LONGER lorries should be allowed on Britain’s roads, says a transport expert at Huddersfield University.
But they should not be used to carry heavier loads, insists David Leach, a lecturer and researcher specialising in freight transport and supply chain finance.
Mr Leach said there would be economic and environmental benefits to individual companies and the country if the UK changed the rules to allow high capacity vehicles (HCVs) on to its roads.
At 25.25 metres, they would be about a third as long again as the largest lorries currently permitted in Britain.
But they would not carry heavier loads. Instead, they would be used for larger quantities of lightweight goods – cutting down on the number of vehicle journeys which would lead to “significant” cost savings, lower carbon emissions and reduced congestion.
Mr Leach’s comments come in a report which looks certain to reopen a controversial topic when it lands on the desks of politicians and industry lobbyists.
A paper based on his work was judged to be the best at the recent Annual Conference of the Logistics Research Network.
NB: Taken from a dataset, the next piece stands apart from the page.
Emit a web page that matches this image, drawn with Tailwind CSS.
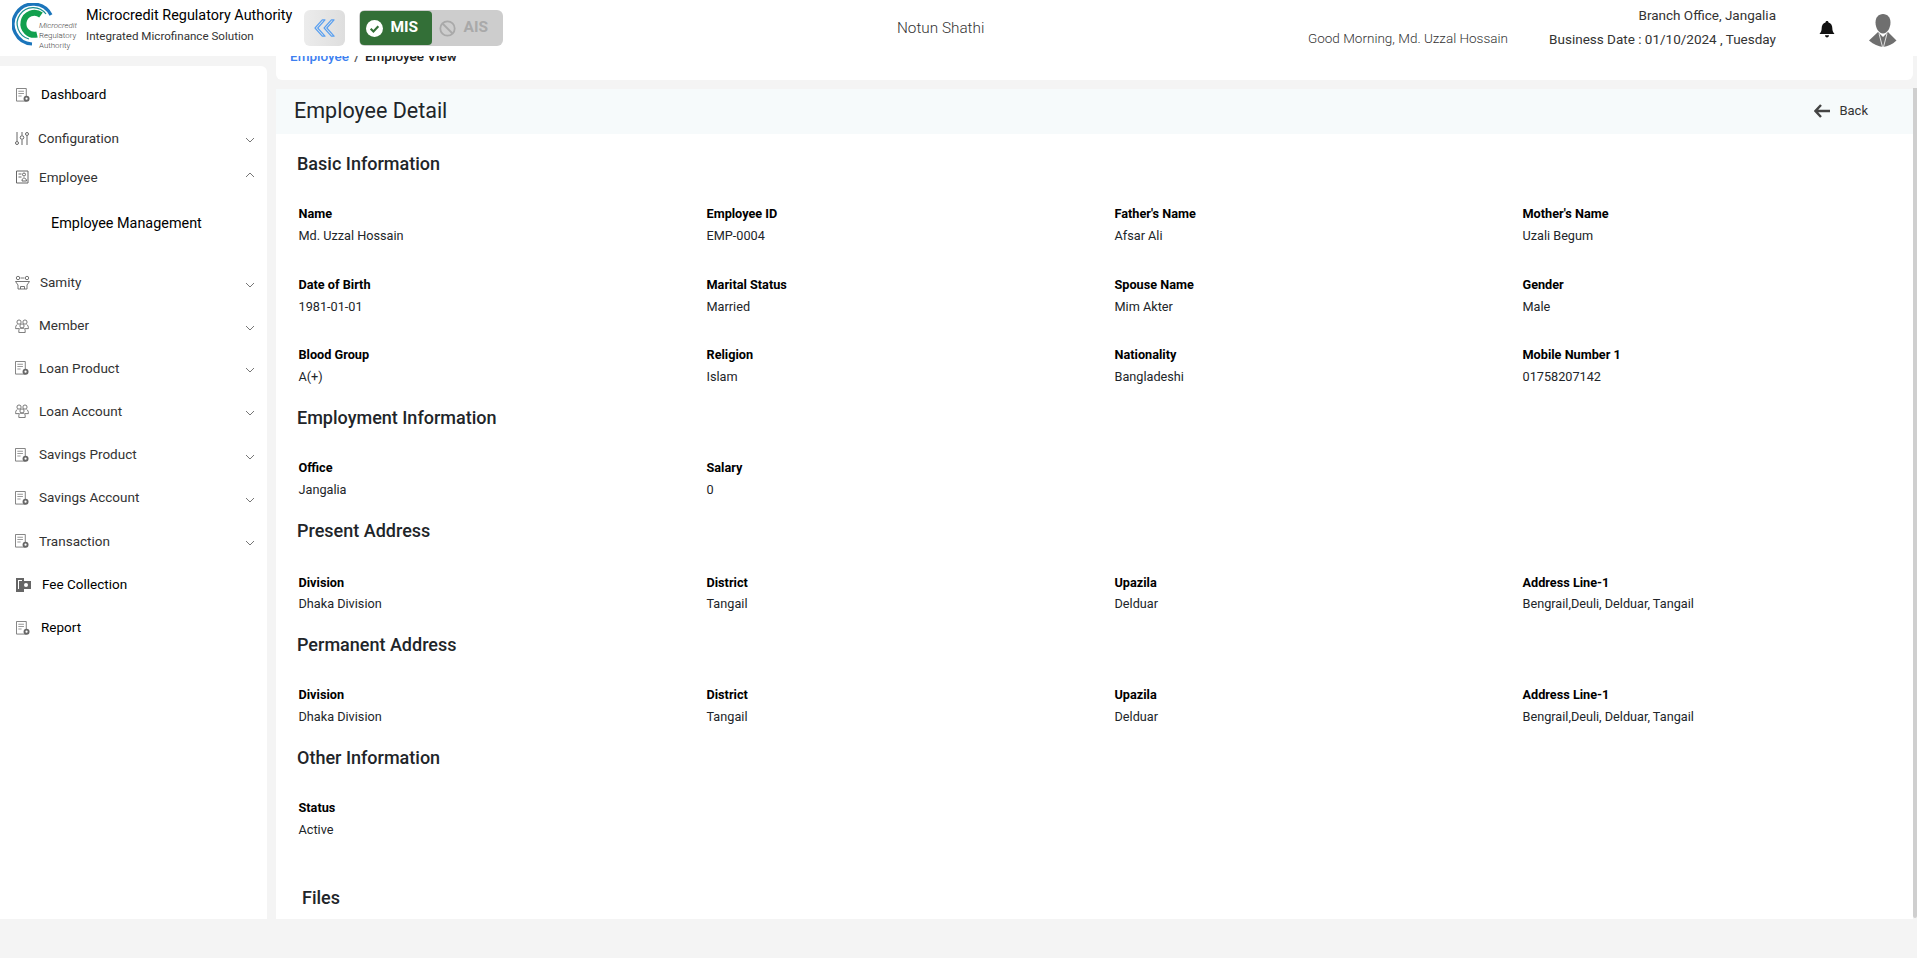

Mr Leach’s focus is purely on extended vehicle length while maintaining gross weight at the current UK standard. Other studies have looked at increasing weight and length simultaneously.
He said: “I think that in the right circumstances – for companies that transport lightweight goods in large quantities from distribution site to distribution site – HCVs would be an undoubted benefit and would lead to a reduction in carbon emissions.”
The rail-freight industry – fearing a wholesale switch to road transport – and safety campaigners have been rigidly opposed to larger vehicles in Britain.
But Mr Leach’s findings run counter to many of their arguments.
Mr Leach, who held senior posts in the logistics industry before switching to an academic career, said only a small proportion of freight traffic might switch from rail to HCVs which are unsuited for heavy goods such as steel, coal and road building materials.
He said European studies showed that extra-large vehicles did not create additional road safety problems.
And technical innovations meant that HCVs were just as manoeuvrable as smaller lorries. Their 50% extra carrying capacity would lead to fewer vehicles on the road, cutting congestion.
Mr Leach said HCVs would not be permitted to exceed the current maximum weight when loaded – 44 tonnes in the UK.
“You are increasing the cubic capacity of the vehicle but you are reducing the maximum weight of goods that it can carry,” he said.
“This means that HCVs will only be of value to companies that distribute lightweight goods, such as snack foods, tissues and packaging materials.”
David Leach’s research was commissioned by personal health care products firm Kimberly-Clark.
Mr Leach, who worked on the research with his colleague Chris Savage, estimated that about 15% of the UK’s standard full-load traffic would be suitable for HCVs.
The report said that full adoption in the UK could lead to annual transport cost savings of £226m. Total reductions in carbon emissions could amount to 96 thousand tonnes per annum and the use of HCVs would reduce the total distances travelled by large vehicles by up to 4%, making a useful contribution to the relief of congestion.